The individuals who supervise the day-to-day operations of manufacturing and other related facilities are production managers. They are responsible for ensuring the overall quality of the finished product. Most production managers work full-time and split their working hours between the actual place of production and an office. Over three-quarters of production managers work for the manufacturing industry. Long hours are common, and a production manager might be called in on evenings, weekends or holidays to deal with emergencies. Join the ranks of these professionals who coordinate workers and machines by becoming a production manager.
Production Manager Education Degree Requirement
Most employers ask that production managers have a four-year degree in industrial engineering or business administration. As manufacturers and manufacturing processes are becoming consolidated, a larger number of employers are requiring production managers to have a graduate degree in industrial management or a graduate business degree (MBA). Depending on the student’s background, a graduate program can usually be completed in two to three years. Graduate programs both in industrial management and business typically have a practicum component where you might have the opportunity to apply the skills you have learned in the classroom to real world environments. This experience can be useful in your future employment search.
During your degree program, you may take courses such as manufacturing processes and facility layout, service processes and waiting lines, lean manufacturing, demand management and forecasting, and aggregate sales and operational planning. In addition to your internship and classwork, good interpersonal and leadership skills might be advantageous for communicating with employees in numerous departments and motivating both team members as well as front line workers. Time management skills may are useful for organizing projects and meeting deadlines. Because production managers need to be able to identify issues in the production process and solve them quickly, strong problem solving skills may also be helpful.
While not generally required by employers, earning certification can show dedication to the field and progress in your experience. The Certified in Production and Inventory Management (CIPM) designation is offered by the Association for Operations Management.

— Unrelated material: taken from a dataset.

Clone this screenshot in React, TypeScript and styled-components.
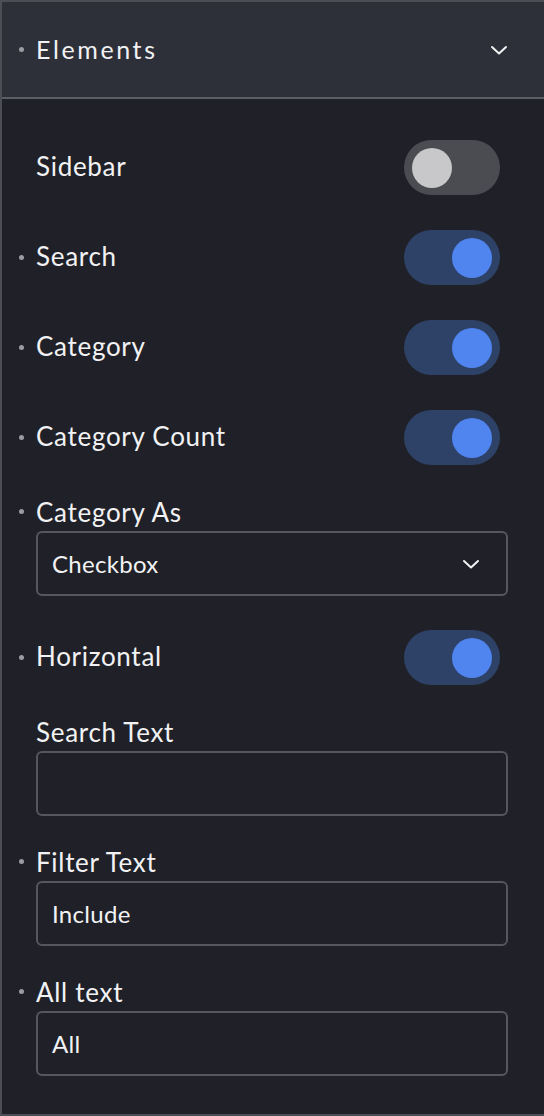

Becoming a Production Manager: Career Outlook
According to the Bureau of Labor Statistics, jobs for production managers are expected to grow slower than average in the coming decade. The need for organizations to coordinate the work efforts of humans and machines will likely form most of this growth. The median annual wage for production managers was $88,190 in 2011. The lowest 10% of production managers earned less than $53,130 while the top 10% had wages exceeding $148,670. A production manager might advance by moving into a more specialized aspect of production such as supply chain management or secure a position at a larger organization.
A large number of current production managers are projected to retire in the next few years. Therefore, while new job growth for production managers will not typically be as high as that of other industries, the employment market will generally remain favorable for those who have at least a four-year degree in business administration or industrial management as well as experience in the field. If you would like to put your organizational skills to use in your career, learn more about how to become a production manage. Search for schools today!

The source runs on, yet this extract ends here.